— BEGIN Provided entries —
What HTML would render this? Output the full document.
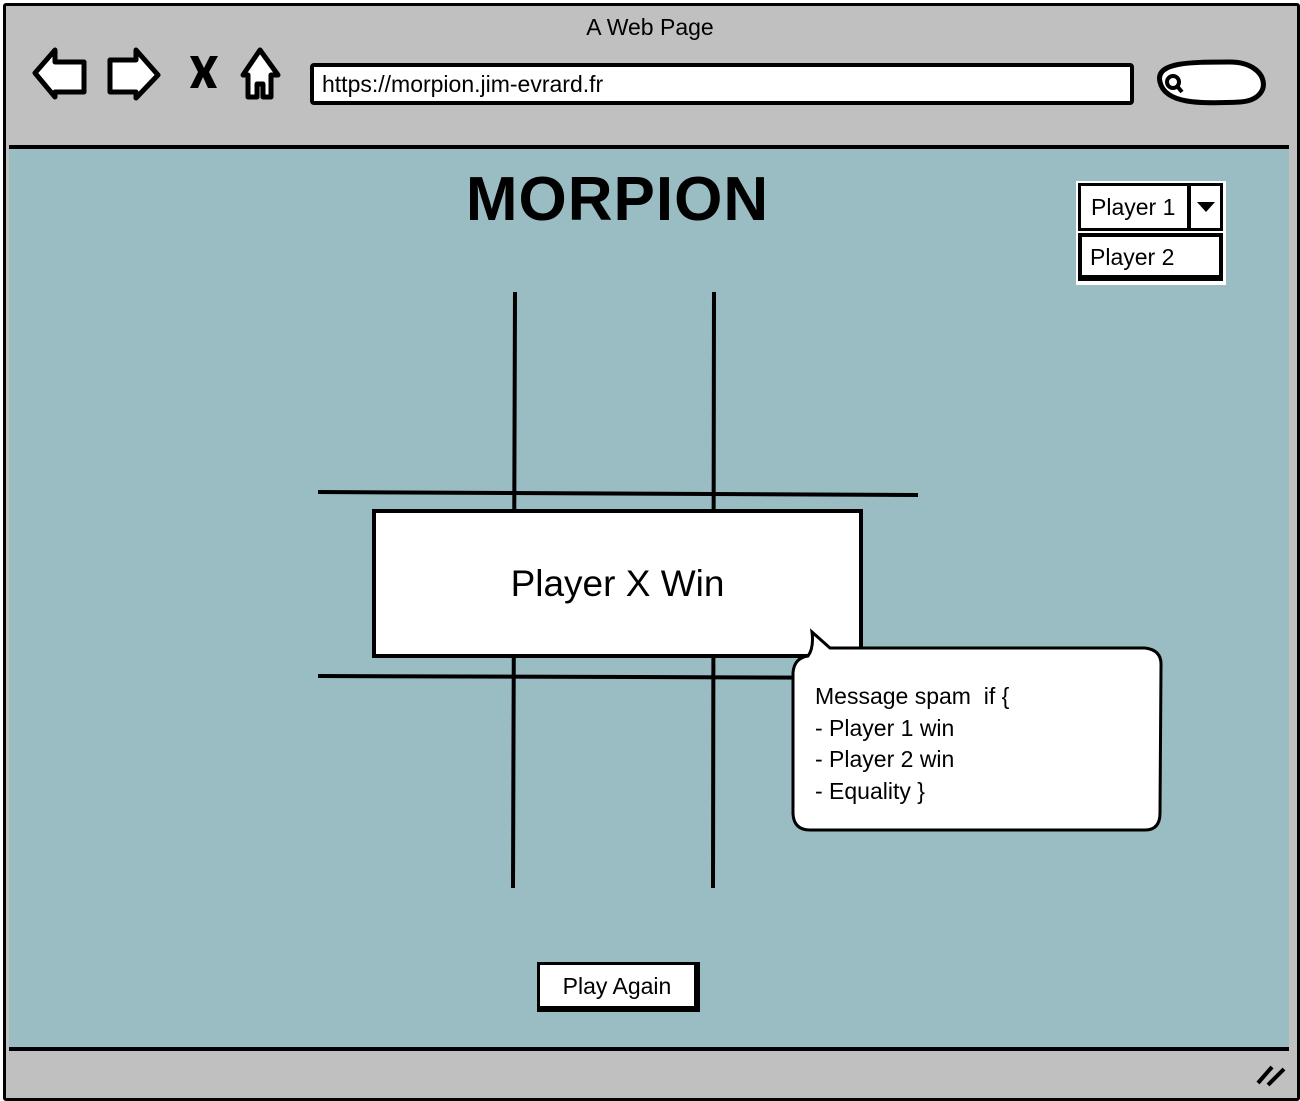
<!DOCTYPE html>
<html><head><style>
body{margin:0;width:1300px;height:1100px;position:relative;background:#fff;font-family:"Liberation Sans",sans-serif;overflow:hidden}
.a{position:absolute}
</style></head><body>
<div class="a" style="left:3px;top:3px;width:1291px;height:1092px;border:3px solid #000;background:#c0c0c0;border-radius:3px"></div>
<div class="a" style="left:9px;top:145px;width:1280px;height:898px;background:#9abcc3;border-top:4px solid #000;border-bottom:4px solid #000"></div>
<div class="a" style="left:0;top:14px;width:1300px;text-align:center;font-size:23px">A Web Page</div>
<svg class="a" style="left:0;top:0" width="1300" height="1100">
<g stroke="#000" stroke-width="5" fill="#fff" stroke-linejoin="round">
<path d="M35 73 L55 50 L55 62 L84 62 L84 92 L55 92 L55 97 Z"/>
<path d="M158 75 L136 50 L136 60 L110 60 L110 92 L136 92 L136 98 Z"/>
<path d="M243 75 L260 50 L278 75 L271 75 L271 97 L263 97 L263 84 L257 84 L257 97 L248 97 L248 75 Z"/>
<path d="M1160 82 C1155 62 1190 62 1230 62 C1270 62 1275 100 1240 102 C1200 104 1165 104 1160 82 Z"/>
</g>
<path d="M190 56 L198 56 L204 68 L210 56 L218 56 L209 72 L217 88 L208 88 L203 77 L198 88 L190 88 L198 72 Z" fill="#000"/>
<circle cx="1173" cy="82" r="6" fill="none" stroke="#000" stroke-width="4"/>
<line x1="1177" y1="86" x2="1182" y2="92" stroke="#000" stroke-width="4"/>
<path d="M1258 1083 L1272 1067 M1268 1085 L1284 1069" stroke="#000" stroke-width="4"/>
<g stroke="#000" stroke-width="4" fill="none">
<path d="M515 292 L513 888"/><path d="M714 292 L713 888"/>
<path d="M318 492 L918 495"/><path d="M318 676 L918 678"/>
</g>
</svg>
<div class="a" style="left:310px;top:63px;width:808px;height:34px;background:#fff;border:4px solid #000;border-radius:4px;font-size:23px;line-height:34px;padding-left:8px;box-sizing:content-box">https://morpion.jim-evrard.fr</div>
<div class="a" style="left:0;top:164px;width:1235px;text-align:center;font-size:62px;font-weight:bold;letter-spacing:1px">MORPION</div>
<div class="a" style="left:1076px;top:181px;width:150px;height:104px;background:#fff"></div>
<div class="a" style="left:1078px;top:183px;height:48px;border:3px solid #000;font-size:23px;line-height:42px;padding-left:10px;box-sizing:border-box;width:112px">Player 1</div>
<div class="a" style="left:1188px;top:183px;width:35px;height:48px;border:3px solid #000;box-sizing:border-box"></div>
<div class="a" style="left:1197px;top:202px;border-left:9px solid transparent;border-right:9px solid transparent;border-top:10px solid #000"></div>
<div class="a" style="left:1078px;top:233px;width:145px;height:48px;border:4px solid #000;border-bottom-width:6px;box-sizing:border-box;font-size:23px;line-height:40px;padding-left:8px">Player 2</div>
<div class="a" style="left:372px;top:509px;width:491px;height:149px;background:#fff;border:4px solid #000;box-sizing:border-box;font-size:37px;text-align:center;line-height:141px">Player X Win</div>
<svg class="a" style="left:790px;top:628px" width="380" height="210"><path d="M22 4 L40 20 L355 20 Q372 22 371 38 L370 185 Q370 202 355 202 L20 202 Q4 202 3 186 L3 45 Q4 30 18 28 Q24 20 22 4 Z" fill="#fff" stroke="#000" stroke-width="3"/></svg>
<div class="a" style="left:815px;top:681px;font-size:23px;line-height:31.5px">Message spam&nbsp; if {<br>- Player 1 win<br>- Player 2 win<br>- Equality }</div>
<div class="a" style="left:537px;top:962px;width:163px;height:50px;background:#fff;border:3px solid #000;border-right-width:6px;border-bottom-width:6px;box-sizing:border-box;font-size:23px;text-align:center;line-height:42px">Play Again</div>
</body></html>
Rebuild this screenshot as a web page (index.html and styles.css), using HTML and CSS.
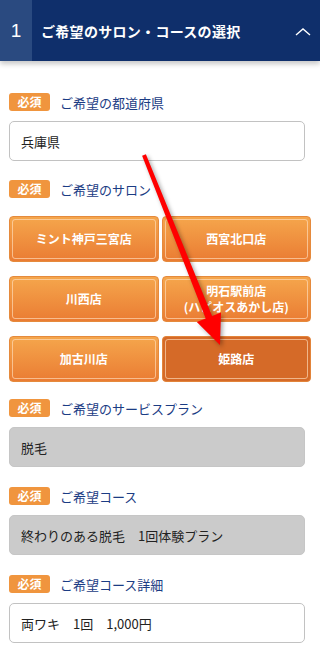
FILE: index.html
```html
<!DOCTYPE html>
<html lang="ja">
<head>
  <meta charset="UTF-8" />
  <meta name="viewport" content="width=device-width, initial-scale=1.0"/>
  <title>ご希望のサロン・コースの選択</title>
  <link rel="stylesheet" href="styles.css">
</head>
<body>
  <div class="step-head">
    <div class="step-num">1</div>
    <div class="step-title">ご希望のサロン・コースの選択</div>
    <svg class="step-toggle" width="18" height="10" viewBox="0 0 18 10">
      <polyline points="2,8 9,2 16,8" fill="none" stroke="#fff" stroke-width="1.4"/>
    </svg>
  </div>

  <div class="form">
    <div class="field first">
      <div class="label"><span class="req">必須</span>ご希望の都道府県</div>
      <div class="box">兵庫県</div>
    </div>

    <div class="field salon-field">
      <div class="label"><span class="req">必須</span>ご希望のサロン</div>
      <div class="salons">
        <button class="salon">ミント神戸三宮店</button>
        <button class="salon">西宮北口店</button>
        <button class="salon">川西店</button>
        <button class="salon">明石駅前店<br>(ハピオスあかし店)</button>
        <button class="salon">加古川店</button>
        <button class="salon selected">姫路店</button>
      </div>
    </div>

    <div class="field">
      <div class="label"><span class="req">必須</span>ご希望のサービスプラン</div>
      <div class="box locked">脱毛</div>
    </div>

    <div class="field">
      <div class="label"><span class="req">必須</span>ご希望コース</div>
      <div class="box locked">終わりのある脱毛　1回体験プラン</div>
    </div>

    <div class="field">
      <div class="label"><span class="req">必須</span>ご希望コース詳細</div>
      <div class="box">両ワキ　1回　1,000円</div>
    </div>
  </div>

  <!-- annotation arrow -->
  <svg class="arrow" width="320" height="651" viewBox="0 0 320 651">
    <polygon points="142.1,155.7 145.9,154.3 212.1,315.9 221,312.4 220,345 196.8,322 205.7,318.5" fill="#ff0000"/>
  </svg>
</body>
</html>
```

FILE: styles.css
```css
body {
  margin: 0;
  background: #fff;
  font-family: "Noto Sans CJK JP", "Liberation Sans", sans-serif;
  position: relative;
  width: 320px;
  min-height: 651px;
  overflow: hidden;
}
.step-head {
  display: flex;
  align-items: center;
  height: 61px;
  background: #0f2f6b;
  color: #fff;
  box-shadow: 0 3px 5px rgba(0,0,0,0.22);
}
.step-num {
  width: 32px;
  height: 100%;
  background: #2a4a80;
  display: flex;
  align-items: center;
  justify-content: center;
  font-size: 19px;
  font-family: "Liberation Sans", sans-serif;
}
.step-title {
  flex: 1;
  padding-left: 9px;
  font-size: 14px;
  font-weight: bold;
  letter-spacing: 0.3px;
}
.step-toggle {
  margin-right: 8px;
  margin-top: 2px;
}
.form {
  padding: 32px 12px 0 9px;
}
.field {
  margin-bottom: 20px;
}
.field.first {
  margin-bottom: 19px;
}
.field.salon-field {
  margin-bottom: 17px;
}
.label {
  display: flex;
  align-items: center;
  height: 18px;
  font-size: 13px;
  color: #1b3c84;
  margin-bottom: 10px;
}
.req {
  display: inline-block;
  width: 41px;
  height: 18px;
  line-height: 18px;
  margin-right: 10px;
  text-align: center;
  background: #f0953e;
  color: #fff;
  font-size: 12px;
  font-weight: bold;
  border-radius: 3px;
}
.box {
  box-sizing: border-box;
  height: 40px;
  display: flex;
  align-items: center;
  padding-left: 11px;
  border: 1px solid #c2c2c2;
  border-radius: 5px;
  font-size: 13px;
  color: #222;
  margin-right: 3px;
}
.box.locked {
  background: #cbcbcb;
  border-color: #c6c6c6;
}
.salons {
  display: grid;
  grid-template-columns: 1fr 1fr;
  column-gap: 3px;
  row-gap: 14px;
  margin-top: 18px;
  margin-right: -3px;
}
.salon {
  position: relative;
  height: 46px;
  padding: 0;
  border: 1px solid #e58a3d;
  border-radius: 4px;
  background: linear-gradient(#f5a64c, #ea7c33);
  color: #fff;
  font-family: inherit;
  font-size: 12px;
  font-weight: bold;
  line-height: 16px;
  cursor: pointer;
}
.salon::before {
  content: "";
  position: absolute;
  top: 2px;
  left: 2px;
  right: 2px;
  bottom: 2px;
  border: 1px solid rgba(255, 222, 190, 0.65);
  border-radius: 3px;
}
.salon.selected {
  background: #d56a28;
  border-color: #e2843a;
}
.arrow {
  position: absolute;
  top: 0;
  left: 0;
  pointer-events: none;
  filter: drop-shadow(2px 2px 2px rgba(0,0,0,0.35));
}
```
— END Provided entries —
- **Stated task**: Copy each line above containing the string "this".

- **Solution to the exercise**:
What HTML would render this? Output the full document.
Rebuild this screenshot as a web page (index.html and styles.css), using HTML and CSS.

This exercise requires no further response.